= James Paris du Plessis =

James Paris du Plessis (c. 1666 in Pithiviers, France – c. 1735 in London) was a servant of the famous 17th-century English diarist Samuel Pepys and the author of "A Short History of Human Prodigies, and Monstrous Births: of Dwarfs, Sleepers, Giants, Strong Men, Hermaphrodites, Numerous Births, and Extreme Old Age, &c.", an unpublished manuscript he produced between 1730 and 1733 that is preserved in the British Library in London.

Du Plessis' bizarre 320-page manuscript is illustrated with his own hand-coloured drawings. These include "John Grimes, a Dwarf", "Two Sisters conjoined", "A Woman Seven foot High", "A Woman with a Hog's Face", "A Spotted Negro Prince" and "The Monstrous Tartar". The section headed "A Wild Girl found Near Chalons in Champagne" contains the earliest-known report in English of Marie-Angélique Memmie Le Blanc, the famous feral child of 18th-century France.
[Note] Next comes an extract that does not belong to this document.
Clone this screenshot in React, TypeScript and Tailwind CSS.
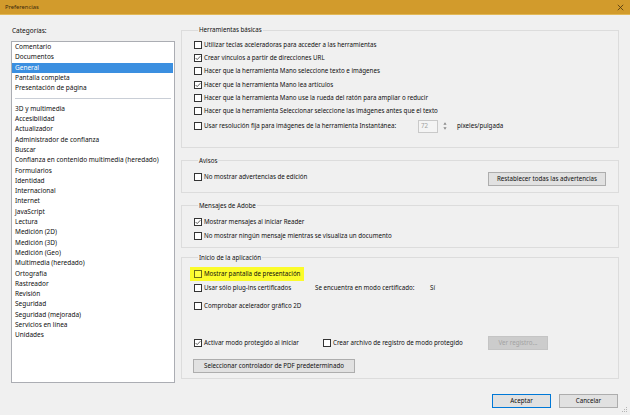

Shortly before his death, du Plessis offered the manuscript and its illustrations to Sir Hans Sloane and they became part of Sloane's foundational collection of the British Museum.

According to the novelist Charles Dickens, du Plessis' fascination with human strangeness and prodigies of all kinds began in his youth when he dug up the body of a stillborn two-headed child, a cousin, in the garden of his family home at Pithiviers in north-central France.